(Directions for this task) In the data that follows, count each line holding the string "styles"; answer with the number only.
▽
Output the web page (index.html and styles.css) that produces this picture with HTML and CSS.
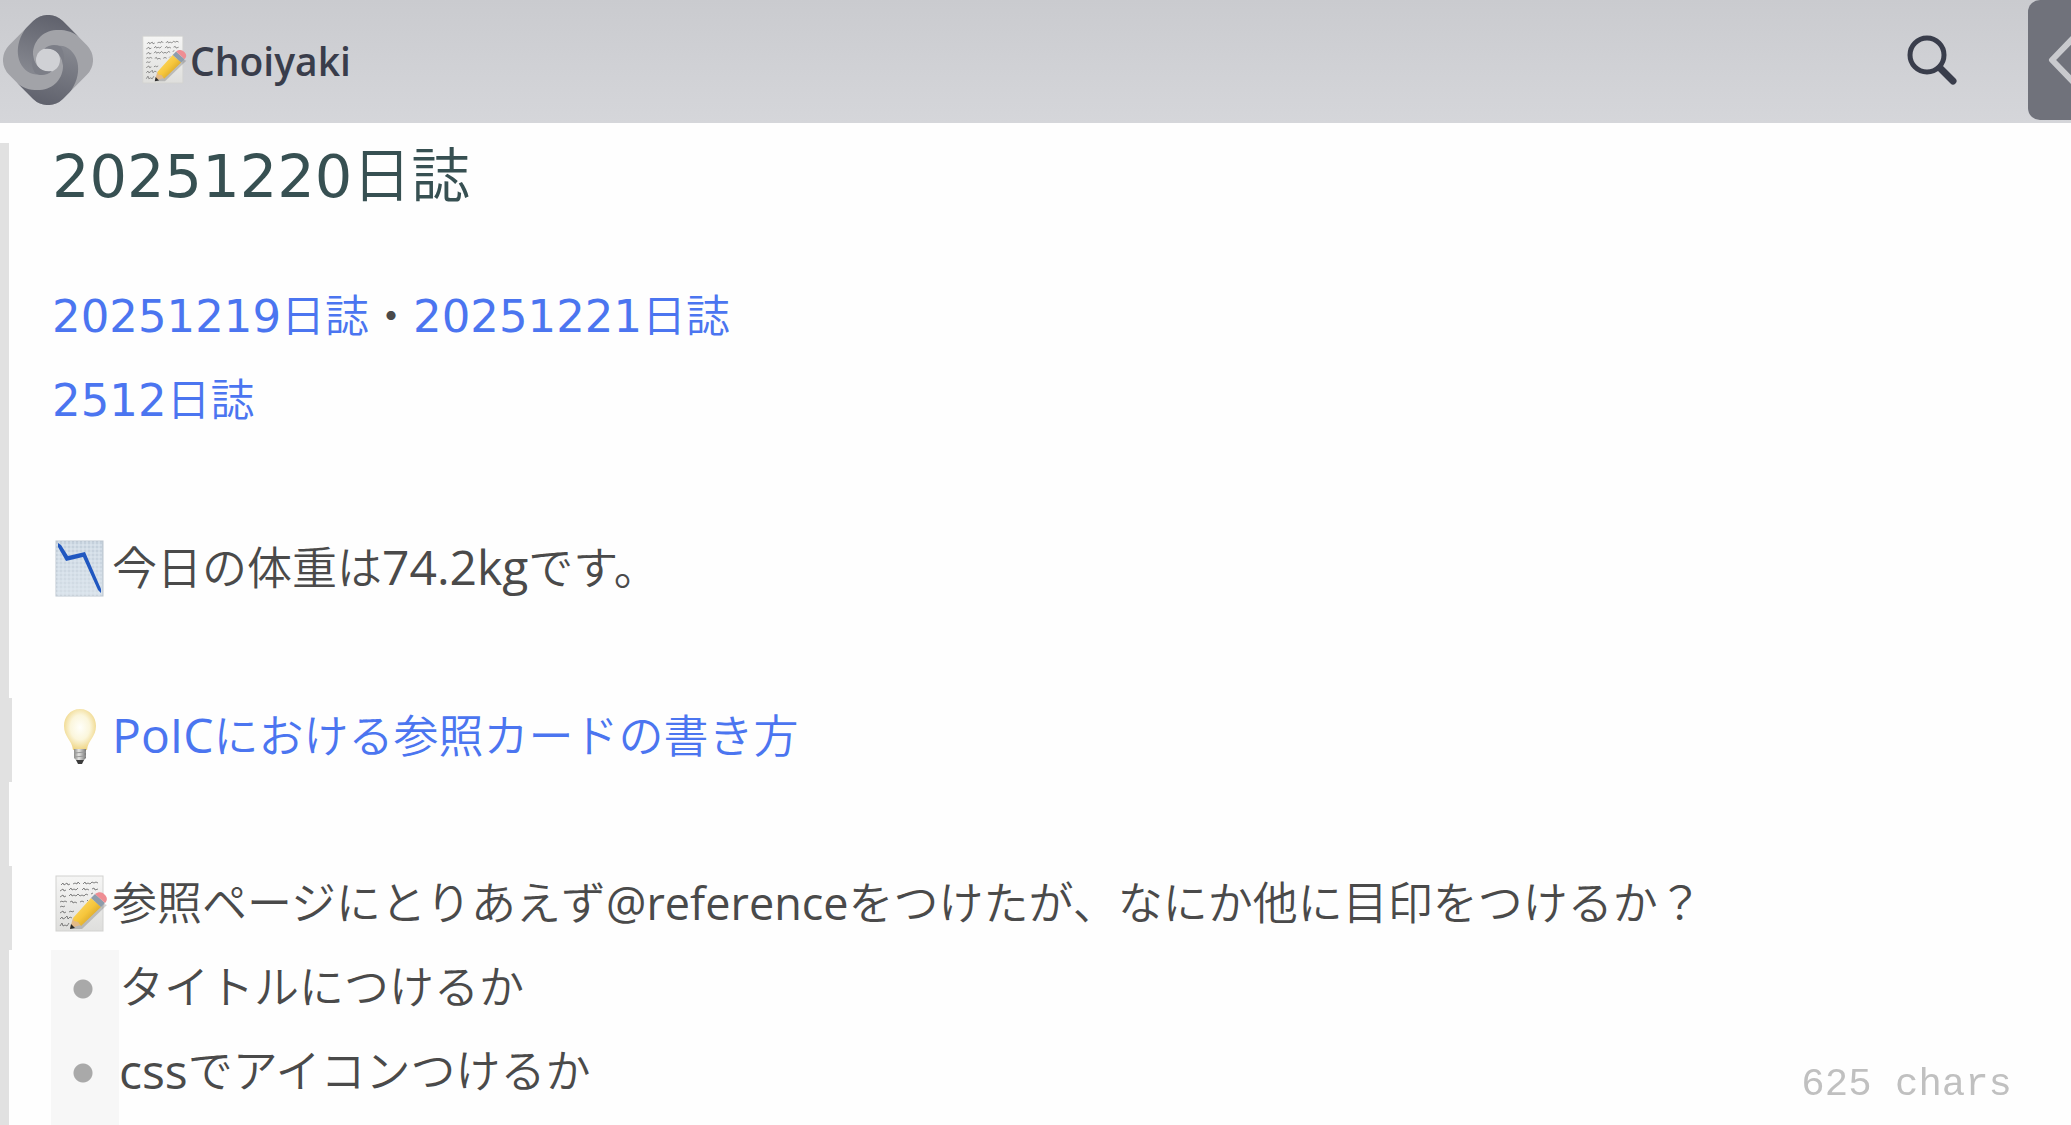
FILE: index.html
```html
<!DOCTYPE html>
<html lang="ja">
<head>
<meta charset="utf-8">
<title>20251220日誌 - Choiyaki</title>
<meta name="viewport" content="width=device-width, initial-scale=1">
<link rel="stylesheet" href="styles.css">
</head>
<body>
<svg class="sprites" aria-hidden="true">
  <defs>
    <linearGradient id="paper" x1="0" y1="0" x2="0" y2="1"><stop offset="0" stop-color="#f6f6f5"/><stop offset="1" stop-color="#dededc"/></linearGradient>
    <linearGradient id="wood" x1="0" y1="0" x2="1" y2="1"><stop offset="0" stop-color="#ffe27a"/><stop offset=".5" stop-color="#f6c63c"/><stop offset="1" stop-color="#b98416"/></linearGradient>
    <symbol id="memo" viewBox="0 0 54 58">
      <rect x="1" y="1" width="47" height="55" fill="url(#paper)" stroke="#d2d2d0"/>
      <g fill="none" stroke="#666" stroke-width=".8">
        <path d="M6 10l2-2 1 2 3-2 1 2 2-1m3 0l2-1 2 1 1-2 2 2m3 0l2-2 1 2 2-1 2 1 2-2 2 1 2-1 2 1"/>
        <path d="M5 16l3-2 1 2 2-1m3 0l2-2 1 2 2-1 2 1 2-2m4 2l2-2 1 2 2-1 2 1m3-1l2-1 1 2 3-1"/>
        <path d="M5 22l3-2 1 2 2-1m3 0l2-2 1 2 2-1 2 1 2-2 2 2 2-1 2 1 2-2 2 1m3-1l2-1"/>
        <path d="M5 27l2-1 1 1 2-1 2 1m3 0l2-1 1 2 2-1 2 1m3-1l2-1 2 1m3-1l1-1"/>
        <path d="M5 32l2-1 1 1 2-1"/>
        <path d="M5 38l3-2 1 2 2-1m3 0l2-1 1 1 2-1M5 44l2-2 1 2 2-1 2-2 1 3 2-2 2 1M5 51l2-3 1 3 2-1 2 1 2-3"/>
      </g>
      <path d="M15 54L42 26 52 30 27 54z" fill="#000" opacity=".18"/>
      <path d="M15 53l3-10 8 7z" fill="#e3b987"/>
      <path d="M15 54l1-5 4 4z" fill="#2c2c2c"/>
      <path d="M18 43L36 23l10 9-20 19-3-4-4-1z" fill="url(#wood)"/>
      <path d="M36 23l4-4 10 9-4 4z" fill="#8d9cab"/>
      <path d="M40 19c4-3 8-2 10 1 2 2 3 5 0 8z" fill="#ee8d93"/>
    </symbol>
    <linearGradient id="grid-fill" x1="0" y1="0" x2="0" y2="1"><stop offset="0" stop-color="#c3cfdb"/><stop offset="1" stop-color="#d5dee6"/></linearGradient>
    <symbol id="chart" viewBox="0 0 54 58">
      <rect x="1" y="1" width="47" height="55" fill="url(#grid-fill)" stroke="#bcc6cf"/>
      <path d="M4 1v55M8 1v55M12 1v55M16 1v55M20 1v55M24 1v55M28 1v55M32 1v55M36 1v55M40 1v55M44 1v55M1 5h46M1 9h46M1 13h46M1 17h46M1 21h46M1 25h46M1 29h46M1 33h46M1 37h46M1 41h46M1 45h46M1 49h46M1 53h46" stroke="#dfe8f0" stroke-width="1"/>
      <path d="M3 3l3 2 7 11 17-4 16 37v4l-3-3L28 17l-17 4-8-14z" fill="#2057c0"/>
    </symbol>
    <radialGradient id="glow" cx=".5" cy=".45" r=".6"><stop offset="0" stop-color="#fffffa"/><stop offset=".5" stop-color="#fbf6dc"/><stop offset="1" stop-color="#edcf74"/></radialGradient>
    <linearGradient id="metal" x1="0" y1="0" x2="1" y2="0"><stop offset="0" stop-color="#8a8a88"/><stop offset=".4" stop-color="#e5e5e3"/><stop offset="1" stop-color="#777"/></linearGradient>
    <symbol id="bulb" viewBox="0 0 54 58">
      <path d="M25 1c10 0 16 8 16 17 0 11-8 14-9 24H18C17 32 9 29 9 18 9 9 15 1 25 1z" fill="url(#glow)"/>
      <path d="M19 41h12v9l-3 3h-6l-3-3z" fill="url(#metal)"/>
      <path d="M19 45l12-1M19 49l12-1" stroke="#999" fill="none"/>
      <path d="M21 52h8l-2 4h-4z" fill="#3c3c3c"/>
    </symbol>
  </defs>
</svg>

<header class="navbar">
  <a class="home" href="#" aria-label="Home">
    <svg class="logo" viewBox="0 0 90 90" aria-hidden="true">
      <defs>
        <linearGradient id="arm-top" x1=".7" y1="0" x2=".4" y2="1"><stop offset="0" stop-color="#5e606b"/><stop offset="1" stop-color="#85878f"/></linearGradient>
        <linearGradient id="arm-bottom" x1=".3" y1="1" x2=".6" y2="0"><stop offset="0" stop-color="#5e606b"/><stop offset="1" stop-color="#85878f"/></linearGradient>
        <clipPath id="logo-shape"><rect x="7" y="7" width="76" height="76" rx="21" transform="rotate(45 45 45)"/></clipPath>
      </defs>
      <g clip-path="url(#logo-shape)">
        <path d="M0 0h90v90H0z" fill="#a2a3a8"/>
        <path d="M21 16L30 0h30l16 22C68 15 60 15 53 15 39 16 30 27 30 39c0 11 8 18 18 17-4 4-12 4-18 3C14 54 10 33 21 16z" fill="url(#arm-top)"/>
        <path d="M69 74L60 90H30L14 68c8 7 16 7 23 7 14-1 23-12 23-24 0-11-8-18-18-17 4-4 12-4 18-3 16 5 20 26 9 43z" fill="url(#arm-bottom)"/>
      </g>
      <circle cx="45" cy="45" r="12" fill="#d0d1d5"/>
      <path d="M30 40c1 10 8 18 19 16-5 5-13 5-17 2-3-5-4-12-2-18z" fill="#7c7e87"/>
      <path d="M60 50c-1-10-8-18-19-16 5-5 13-5 17-2 3 5 4 12 2 18z" fill="#7c7e87"/>
    </svg>
  </a>
  <a class="project" href="#"><svg class="project-icon" viewBox="0 0 54 58" aria-hidden="true"><use href="#memo"/></svg><span>Choiyaki</span></a>
  <button class="search" type="button" aria-label="検索">
    <svg viewBox="0 0 52 52" aria-hidden="true"><circle cx="21" cy="21" r="17" fill="none" stroke="#393d4b" stroke-width="5"/><path d="M34 34l13 13" stroke="#393d4b" stroke-width="7" stroke-linecap="round"/></svg>
  </button>
  <button class="drawer" type="button" aria-label="メニューを開く">
    <svg viewBox="0 0 43 120" aria-hidden="true"><path d="M54 29L24 60l30 31" fill="none" stroke="#c9cace" stroke-width="6" stroke-linejoin="round"/></svg>
  </button>
</header>

<main class="page">
  <h1 class="line title"><span class="digits">20251220</span>日誌</h1>
  <p class="line date"><a href="#"><span class="digits">20251219</span>日誌</a>・<a href="#"><span class="digits">20251221</span>日誌</a></p>
  <p class="line date"><a href="#"><span class="digits">2512</span>日誌</a></p>
  <p class="line"></p>
  <p class="line"><svg class="emoji" viewBox="0 0 54 58" role="img" aria-label="グラフ"><use href="#chart"/></svg>今日の体重は<span class="latin">74.2kg</span>です。</p>
  <p class="line"></p>
  <p class="line updated"><svg class="emoji" viewBox="0 0 54 58" role="img" aria-label="電球"><use href="#bulb"/></svg><a href="#"><span class="latin">PoIC</span>における参照カードの書き方</a></p>
  <p class="line"></p>
  <p class="line updated"><svg class="emoji" viewBox="0 0 54 58" role="img" aria-label="メモ"><use href="#memo"/></svg>参照ページにとりあえず<span class="mention">@reference</span>をつけたが、なにか他に目印をつけるか？</p>
  <ul class="list">
    <li class="line item">タイトルにつけるか</li>
    <li class="line item"><span class="latin">css</span>でアイコンつけるか</li>
    <li class="line item"></li>
  </ul>
</main>
<div class="counter">625 chars</div>
</body>
</html>
```
FILE: styles.css
```css
* { box-sizing: border-box; }

body {
  margin: 0;
  height: 100vh;
  overflow: hidden;
  background: #fefefe;
  color: #4a4a4a;
  font-family: "Open Sans", "Noto Sans CJK JP", sans-serif;
  font-size: 45px;
  font-weight: 350;
}

a { color: #4b75f0; text-decoration: none; }

button { border: 0; padding: 0; background: none; }

svg { display: block; }

.sprites { position: absolute; width: 0; height: 0; }

.navbar {
  display: flex;
  align-items: flex-start;
  height: 123px;
  padding-left: 3px;
  background: linear-gradient(#cacbcf, #d5d6da);
}

.home { padding-top: 15px; }

.logo { width: 90px; height: 90px; }

.project {
  display: flex;
  align-items: center;
  gap: 2px;
  height: 120px;
  margin-left: 49px;
  color: #393d4b;
  font-size: 39px;
  font-weight: 600;
}

.project-icon { width: 46px; height: 50px; }

.search { margin: 34px 70px 0 auto; }

.search svg { width: 52px; height: 52px; }

.drawer {
  height: 120px;
  border-radius: 12px 0 0 12px;
  background: #70727b;
  overflow: hidden;
}

.drawer svg { width: 43px; height: 120px; }

.page {
  height: calc(100vh - 123px);
  padding-top: 20px;
  overflow: hidden;
}

.line {
  margin: 0;
  height: 84px;
  padding-left: 43px;
  border-left: 9px solid #e1e1e1;
  line-height: 74px;
  white-space: nowrap;
}

.updated { padding-left: 40px; border-left-width: 12px; }

.title {
  height: 135px;
  color: #375052;
  font-size: 59px;
  font-weight: 350;
  line-height: 62px;
}

.date { font-size: 44px; }

.digits { font-family: "DejaVu Sans", sans-serif; font-weight: 400; }

.date .digits { font-size: 45px; }

.latin { font-size: 48px; font-weight: 400; }

.mention { font-size: 45px; font-weight: 400; }

.emoji {
  display: inline-block;
  width: 54px;
  height: 58px;
  margin: 0 3px;
  vertical-align: -13px;
}

.list { margin: 0; padding: 0; list-style: none; }

.item { display: flex; padding-left: 42px; }

.item::before {
  content: "";
  width: 68px;
  height: 84px;
  background: radial-gradient(circle at 32px 39px, #a9a9a9 9px, #f7f7f7 10px);
}

.counter {
  position: fixed;
  right: 59px;
  bottom: 16px;
  color: #c0c0c0;
  font-family: "Liberation Mono", monospace;
  font-size: 39px;
  font-weight: 400;
  line-height: 48px;
}
```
△
(Expected answer) 3